Rows from a dataset of pages and code
□ □ □ □

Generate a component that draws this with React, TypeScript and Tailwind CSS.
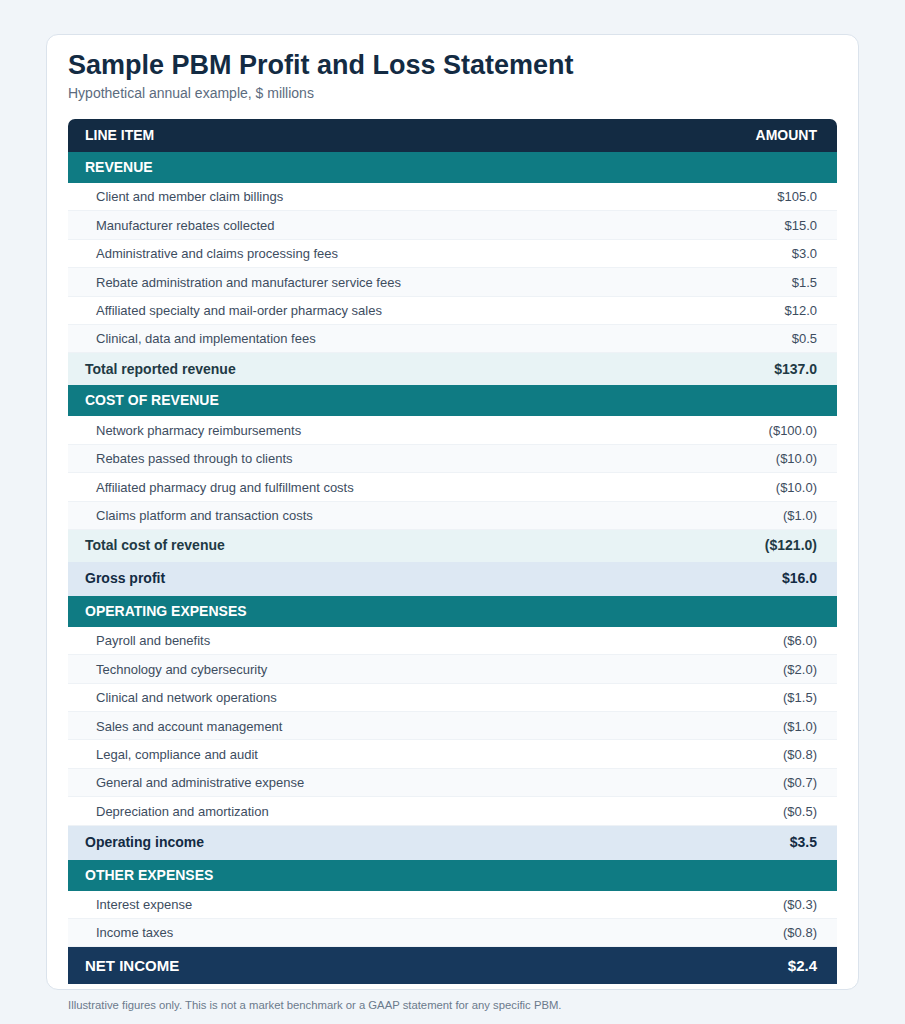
import React from "react";

type Row =
  | { kind: "section"; label: string }
  | { kind: "item"; label: string; amount: string }
  | { kind: "total"; label: string; amount: string }
  | { kind: "key"; label: string; amount: string }
  | { kind: "net"; label: string; amount: string };

const rows: Row[] = [
  { kind: "section", label: "REVENUE" },
  { kind: "item", label: "Client and member claim billings", amount: "$105.0" },
  { kind: "item", label: "Manufacturer rebates collected", amount: "$15.0" },
  { kind: "item", label: "Administrative and claims processing fees", amount: "$3.0" },
  { kind: "item", label: "Rebate administration and manufacturer service fees", amount: "$1.5" },
  { kind: "item", label: "Affiliated specialty and mail-order pharmacy sales", amount: "$12.0" },
  { kind: "item", label: "Clinical, data and implementation fees", amount: "$0.5" },
  { kind: "total", label: "Total reported revenue", amount: "$137.0" },
  { kind: "section", label: "COST OF REVENUE" },
  { kind: "item", label: "Network pharmacy reimbursements", amount: "($100.0)" },
  { kind: "item", label: "Rebates passed through to clients", amount: "($10.0)" },
  { kind: "item", label: "Affiliated pharmacy drug and fulfillment costs", amount: "($10.0)" },
  { kind: "item", label: "Claims platform and transaction costs", amount: "($1.0)" },
  { kind: "total", label: "Total cost of revenue", amount: "($121.0)" },
  { kind: "key", label: "Gross profit", amount: "$16.0" },
  { kind: "section", label: "OPERATING EXPENSES" },
  { kind: "item", label: "Payroll and benefits", amount: "($6.0)" },
  { kind: "item", label: "Technology and cybersecurity", amount: "($2.0)" },
  { kind: "item", label: "Clinical and network operations", amount: "($1.5)" },
  { kind: "item", label: "Sales and account management", amount: "($1.0)" },
  { kind: "item", label: "Legal, compliance and audit", amount: "($0.8)" },
  { kind: "item", label: "General and administrative expense", amount: "($0.7)" },
  { kind: "item", label: "Depreciation and amortization", amount: "($0.5)" },
  { kind: "key", label: "Operating income", amount: "$3.5" },
  { kind: "section", label: "OTHER EXPENSES" },
  { kind: "item", label: "Interest expense", amount: "($0.3)" },
  { kind: "item", label: "Income taxes", amount: "($0.8)" },
  { kind: "net", label: "NET INCOME", amount: "$2.4" },
];

export default function App() {
  let itemIndex = 0;
  return (
    <div
      className="min-h-[1024px] bg-[#f1f5f9] px-[46px] pt-[34px]"
      style={{ fontFamily: '"Liberation Sans", Arial, sans-serif' }}
    >
      <div className="rounded-[12px] border border-[#dbe3ec] bg-white px-[21px] pb-[5px] pt-[13px]">
        <h1 className="text-[27px] font-bold leading-[34px] text-[#132b43]">
          Sample PBM Profit and Loss Statement
        </h1>
        <p className="mt-[1px] text-[14px] leading-[20px] text-[#5b6b7e]">
          Hypothetical annual example, $ millions
        </p>
        <div className="mt-[16px]">
          <div className="flex h-[33px] items-center justify-between rounded-t-[7px] bg-[#132b43] px-[17px] pr-[20px] text-[14px] font-bold text-white">
            <span>LINE ITEM</span>
            <span>AMOUNT</span>
          </div>
          {rows.map((r, i) => {
            if (r.kind === "section") {
              itemIndex = 0;
              return (
                <div
                  key={i}
                  className="flex h-[31px] items-center bg-[#0f7b83] px-[17px] text-[14px] font-bold text-white"
                >
                  {r.label}
                </div>
              );
            }
            if (r.kind === "item") {
              const alt = itemIndex % 2 === 1;
              itemIndex++;
              return (
                <div
                  key={i}
                  className={`flex h-[28.4px] items-center justify-between border-b border-[#eef2f6] pl-[28px] pr-[20px] pt-[1px] text-[13px] text-[#3d4d5f] ${
                    alt ? "bg-[#f8fafc]" : "bg-white"
                  }`}
                >
                  <span>{r.label}</span>
                  <span>{r.amount}</span>
                </div>
              );
            }
            if (r.kind === "total") {
              return (
                <div
                  key={i}
                  className="flex h-[32px] items-center justify-between bg-[#e8f3f5] px-[17px] pr-[20px] text-[14px] font-bold text-[#1f3a45]"
                >
                  <span>{r.label}</span>
                  <span>{r.amount}</span>
                </div>
              );
            }
            if (r.kind === "key") {
              return (
                <div
                  key={i}
                  className="flex h-[34px] items-center justify-between bg-[#dde8f3] px-[17px] pr-[20px] text-[14px] font-bold text-[#132b43]"
                >
                  <span>{r.label}</span>
                  <span>{r.amount}</span>
                </div>
              );
            }
            return (
              <div
                key={i}
                className="flex h-[37px] items-center justify-between bg-[#17385c] px-[17px] pr-[20px] text-[15px] font-bold text-white"
              >
                <span>{r.label}</span>
                <span>{r.amount}</span>
              </div>
            );
          })}
        </div>
      </div>
      <p className="mt-[7px] px-[22px] text-[11.3px] text-[#6b7a8c]">
        Illustrative figures only. This is not a market benchmark or a GAAP statement for any specific PBM.
      </p>
    </div>
  );
}
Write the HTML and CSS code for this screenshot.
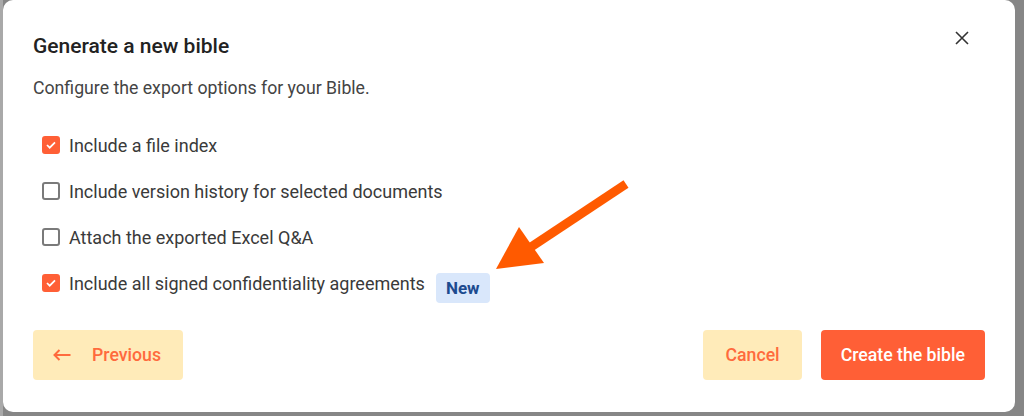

□ □ □ □

- The problem: Transcribe exactly, with no pictures, the lines running from the first line of the material through the line holding "import React from".

- Answer for this exercise:
Generate a component that draws this with React, TypeScript and Tailwind CSS.
import React from "react";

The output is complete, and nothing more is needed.